(Record excerpts):

**********

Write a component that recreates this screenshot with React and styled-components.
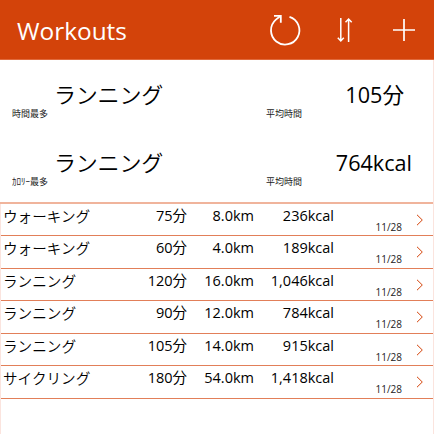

**********

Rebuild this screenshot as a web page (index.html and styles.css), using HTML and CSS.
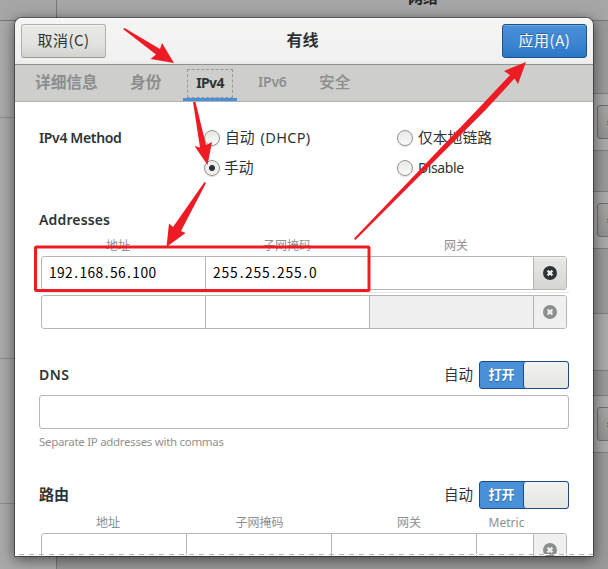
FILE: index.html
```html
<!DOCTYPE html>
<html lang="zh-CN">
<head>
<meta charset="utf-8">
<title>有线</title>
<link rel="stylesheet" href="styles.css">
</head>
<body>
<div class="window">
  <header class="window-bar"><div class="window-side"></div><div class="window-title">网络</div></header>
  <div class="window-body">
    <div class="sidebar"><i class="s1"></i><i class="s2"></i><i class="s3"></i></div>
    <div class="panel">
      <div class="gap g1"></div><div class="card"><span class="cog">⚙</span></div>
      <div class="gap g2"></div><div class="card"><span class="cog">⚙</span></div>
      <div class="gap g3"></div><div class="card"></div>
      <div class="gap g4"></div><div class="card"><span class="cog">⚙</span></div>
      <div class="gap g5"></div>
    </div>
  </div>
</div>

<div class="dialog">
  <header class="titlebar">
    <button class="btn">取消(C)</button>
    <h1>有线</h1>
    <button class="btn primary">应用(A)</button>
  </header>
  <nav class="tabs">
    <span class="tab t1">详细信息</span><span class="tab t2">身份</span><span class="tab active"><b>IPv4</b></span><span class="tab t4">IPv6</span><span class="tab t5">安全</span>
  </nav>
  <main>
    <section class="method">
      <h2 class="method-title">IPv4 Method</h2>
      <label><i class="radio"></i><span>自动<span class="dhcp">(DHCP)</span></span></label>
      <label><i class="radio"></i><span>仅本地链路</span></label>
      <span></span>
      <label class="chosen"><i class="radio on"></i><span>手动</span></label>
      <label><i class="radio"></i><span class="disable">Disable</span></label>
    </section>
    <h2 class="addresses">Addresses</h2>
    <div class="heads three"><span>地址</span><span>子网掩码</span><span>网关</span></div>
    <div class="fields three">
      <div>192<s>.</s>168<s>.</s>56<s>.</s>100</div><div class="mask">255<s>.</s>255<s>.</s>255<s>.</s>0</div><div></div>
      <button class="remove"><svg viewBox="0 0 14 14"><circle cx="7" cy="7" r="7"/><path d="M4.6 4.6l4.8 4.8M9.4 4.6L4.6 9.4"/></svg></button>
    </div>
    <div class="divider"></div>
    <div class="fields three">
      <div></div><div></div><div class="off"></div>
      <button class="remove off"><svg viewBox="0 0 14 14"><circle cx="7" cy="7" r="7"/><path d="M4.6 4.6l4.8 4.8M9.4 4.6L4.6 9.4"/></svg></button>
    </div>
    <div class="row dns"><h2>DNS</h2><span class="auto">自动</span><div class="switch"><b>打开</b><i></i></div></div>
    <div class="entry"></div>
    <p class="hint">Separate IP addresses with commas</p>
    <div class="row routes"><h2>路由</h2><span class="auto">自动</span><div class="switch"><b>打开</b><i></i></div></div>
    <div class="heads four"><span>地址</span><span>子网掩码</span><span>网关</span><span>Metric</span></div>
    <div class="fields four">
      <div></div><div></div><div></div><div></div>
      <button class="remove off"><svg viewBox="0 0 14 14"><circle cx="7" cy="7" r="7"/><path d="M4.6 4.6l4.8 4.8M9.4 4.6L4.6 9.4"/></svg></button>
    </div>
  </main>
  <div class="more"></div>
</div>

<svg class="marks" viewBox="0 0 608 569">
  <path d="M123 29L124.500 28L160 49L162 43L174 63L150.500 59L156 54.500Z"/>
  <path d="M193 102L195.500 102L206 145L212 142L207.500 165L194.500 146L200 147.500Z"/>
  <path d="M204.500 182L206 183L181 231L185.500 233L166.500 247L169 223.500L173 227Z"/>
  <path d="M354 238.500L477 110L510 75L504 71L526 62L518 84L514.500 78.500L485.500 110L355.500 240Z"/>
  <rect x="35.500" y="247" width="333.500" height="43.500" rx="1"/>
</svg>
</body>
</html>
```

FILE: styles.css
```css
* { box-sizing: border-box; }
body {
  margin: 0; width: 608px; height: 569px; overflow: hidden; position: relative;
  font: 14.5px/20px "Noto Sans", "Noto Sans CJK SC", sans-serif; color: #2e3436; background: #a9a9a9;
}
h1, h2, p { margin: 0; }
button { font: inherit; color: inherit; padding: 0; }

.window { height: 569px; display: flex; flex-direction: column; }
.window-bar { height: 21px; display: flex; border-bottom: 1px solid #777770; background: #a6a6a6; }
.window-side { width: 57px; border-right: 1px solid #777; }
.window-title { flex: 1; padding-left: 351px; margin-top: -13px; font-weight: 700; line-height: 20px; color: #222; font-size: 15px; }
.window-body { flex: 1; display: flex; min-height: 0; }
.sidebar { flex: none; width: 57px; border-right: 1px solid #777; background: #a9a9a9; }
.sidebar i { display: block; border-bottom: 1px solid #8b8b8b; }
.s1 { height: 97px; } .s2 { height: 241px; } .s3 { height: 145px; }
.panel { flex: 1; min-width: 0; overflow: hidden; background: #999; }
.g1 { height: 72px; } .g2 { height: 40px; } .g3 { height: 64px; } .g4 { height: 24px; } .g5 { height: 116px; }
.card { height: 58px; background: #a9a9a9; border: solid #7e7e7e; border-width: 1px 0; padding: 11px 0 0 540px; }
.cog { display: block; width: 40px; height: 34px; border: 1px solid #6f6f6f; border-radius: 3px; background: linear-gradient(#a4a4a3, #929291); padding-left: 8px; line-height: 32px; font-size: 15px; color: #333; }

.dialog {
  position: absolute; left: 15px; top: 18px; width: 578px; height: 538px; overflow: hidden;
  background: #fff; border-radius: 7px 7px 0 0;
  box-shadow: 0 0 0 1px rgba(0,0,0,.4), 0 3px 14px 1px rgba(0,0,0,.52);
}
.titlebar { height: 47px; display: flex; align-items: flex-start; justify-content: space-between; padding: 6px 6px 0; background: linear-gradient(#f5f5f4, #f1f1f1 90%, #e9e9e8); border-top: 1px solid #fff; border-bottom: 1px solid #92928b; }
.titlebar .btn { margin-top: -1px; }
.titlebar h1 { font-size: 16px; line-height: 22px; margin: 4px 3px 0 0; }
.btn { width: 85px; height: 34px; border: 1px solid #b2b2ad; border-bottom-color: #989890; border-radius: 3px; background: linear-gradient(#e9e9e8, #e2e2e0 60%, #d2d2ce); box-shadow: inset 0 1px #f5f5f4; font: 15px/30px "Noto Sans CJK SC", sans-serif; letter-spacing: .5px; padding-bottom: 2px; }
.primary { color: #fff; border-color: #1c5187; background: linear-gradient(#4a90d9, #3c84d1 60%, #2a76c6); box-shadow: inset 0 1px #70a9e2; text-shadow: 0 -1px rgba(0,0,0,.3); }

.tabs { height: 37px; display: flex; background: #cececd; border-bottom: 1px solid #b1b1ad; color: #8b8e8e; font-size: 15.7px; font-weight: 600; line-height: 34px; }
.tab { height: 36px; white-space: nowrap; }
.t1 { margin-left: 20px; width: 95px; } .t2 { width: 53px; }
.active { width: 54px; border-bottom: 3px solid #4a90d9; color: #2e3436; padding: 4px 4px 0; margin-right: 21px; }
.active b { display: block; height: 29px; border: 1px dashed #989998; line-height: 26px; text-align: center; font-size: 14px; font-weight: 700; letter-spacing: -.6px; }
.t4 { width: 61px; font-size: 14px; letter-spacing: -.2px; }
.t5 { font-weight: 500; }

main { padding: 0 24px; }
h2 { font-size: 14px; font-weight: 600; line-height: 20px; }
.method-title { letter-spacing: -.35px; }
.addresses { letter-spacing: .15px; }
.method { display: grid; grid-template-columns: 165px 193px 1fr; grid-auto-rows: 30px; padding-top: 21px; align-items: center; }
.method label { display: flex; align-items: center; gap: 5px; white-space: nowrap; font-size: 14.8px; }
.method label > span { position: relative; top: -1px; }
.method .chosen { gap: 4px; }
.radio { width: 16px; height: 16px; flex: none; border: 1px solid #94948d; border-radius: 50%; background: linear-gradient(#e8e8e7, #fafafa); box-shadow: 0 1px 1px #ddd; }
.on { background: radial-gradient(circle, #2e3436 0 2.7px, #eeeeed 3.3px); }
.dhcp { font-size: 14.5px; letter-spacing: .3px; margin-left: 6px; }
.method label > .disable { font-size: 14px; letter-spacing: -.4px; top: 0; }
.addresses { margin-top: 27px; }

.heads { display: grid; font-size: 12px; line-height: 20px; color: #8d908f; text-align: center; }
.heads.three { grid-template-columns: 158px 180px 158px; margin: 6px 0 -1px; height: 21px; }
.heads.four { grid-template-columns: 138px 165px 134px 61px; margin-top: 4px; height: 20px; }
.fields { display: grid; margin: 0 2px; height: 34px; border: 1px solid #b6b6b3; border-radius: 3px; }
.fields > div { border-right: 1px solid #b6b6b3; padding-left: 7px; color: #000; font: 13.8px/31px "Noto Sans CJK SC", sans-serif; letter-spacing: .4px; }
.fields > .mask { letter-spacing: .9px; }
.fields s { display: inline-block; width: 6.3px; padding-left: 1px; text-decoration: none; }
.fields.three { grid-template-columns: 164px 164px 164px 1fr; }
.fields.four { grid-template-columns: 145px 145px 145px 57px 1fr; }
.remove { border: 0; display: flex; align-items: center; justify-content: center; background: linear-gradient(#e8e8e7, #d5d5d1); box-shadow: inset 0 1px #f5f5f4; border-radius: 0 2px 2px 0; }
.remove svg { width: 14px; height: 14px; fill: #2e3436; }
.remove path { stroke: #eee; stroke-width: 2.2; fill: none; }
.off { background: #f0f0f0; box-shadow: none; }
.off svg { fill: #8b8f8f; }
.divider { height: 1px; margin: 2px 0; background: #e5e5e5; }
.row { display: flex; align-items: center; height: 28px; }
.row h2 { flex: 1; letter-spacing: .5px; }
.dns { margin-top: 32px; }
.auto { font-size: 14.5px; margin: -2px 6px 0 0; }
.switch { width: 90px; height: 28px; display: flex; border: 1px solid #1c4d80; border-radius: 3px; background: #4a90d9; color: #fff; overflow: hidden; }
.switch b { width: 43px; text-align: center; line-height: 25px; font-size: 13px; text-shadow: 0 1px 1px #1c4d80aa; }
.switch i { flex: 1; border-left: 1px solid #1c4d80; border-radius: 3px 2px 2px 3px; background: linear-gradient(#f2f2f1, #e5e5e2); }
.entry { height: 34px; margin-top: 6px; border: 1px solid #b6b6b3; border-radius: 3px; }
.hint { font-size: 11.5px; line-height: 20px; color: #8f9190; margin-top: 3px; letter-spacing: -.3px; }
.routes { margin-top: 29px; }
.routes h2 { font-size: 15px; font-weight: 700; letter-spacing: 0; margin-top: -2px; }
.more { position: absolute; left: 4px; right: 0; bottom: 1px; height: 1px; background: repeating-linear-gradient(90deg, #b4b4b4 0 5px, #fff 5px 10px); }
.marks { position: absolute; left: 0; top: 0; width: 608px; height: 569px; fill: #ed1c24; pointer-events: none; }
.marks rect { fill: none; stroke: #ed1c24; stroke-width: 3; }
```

**********

(Directions for this task): Search the data for "index" and list every line in which it occurs.

(Result below):
Rebuild this screenshot as a web page (index.html and styles.css), using HTML and CSS.
FILE: index.html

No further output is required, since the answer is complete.